St. Ignatius has been no stranger to high-profile funerals, including those of Jacqueline Kennedy, Patricia Kennedy Lawford, and singer Aaliyah.

Father Witt said he learned something about Ms. Horne's character in the days after her death. "I've been struck by her strength. I'm struck by the beauty of her family," he said. "And so I just imagined how good a woman she must have been based on the family that grew up around her. She obviously meant so much to so many."

During World War II, when the mere act of whites and blacks performing together onstage generated controversy, Ms. Horne sang with saxophonist Charlie Barnet's big band.

When entertaining the troops for the USO, she refused to perform for segregated audiences or for groups in which German POWs were seated in front of African-American servicemen. Because the Army refused to allow integrated audiences, she wound up putting on a show for a mixed audience of black U.S. soldiers and white German POWs.

Born in Brooklyn, Ms. Horne got her start in show business in 1933 when she joined the Cotton Club revue. After a decade of radio, recording and nightclub work, she made her way to Hollywood, featured in such movies as "Stormy Weather," the title tune serving as her theme song.

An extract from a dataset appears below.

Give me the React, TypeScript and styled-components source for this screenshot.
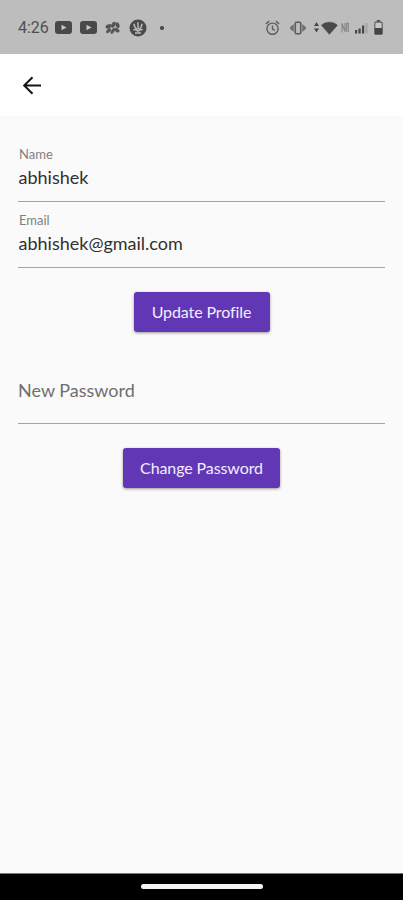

Her film career was further stymied because movie exhibitors, mainly in the South, would cut scenes with black actors in otherwise white-dominated movies.

Ms. Horne, though, enjoyed a sustained recording career, adding television appearances to her resume. She also starred in a one-woman Broadway show, "Lena Horne: The Lady and Her Music," which was a darling of critics in 1980.—CNS.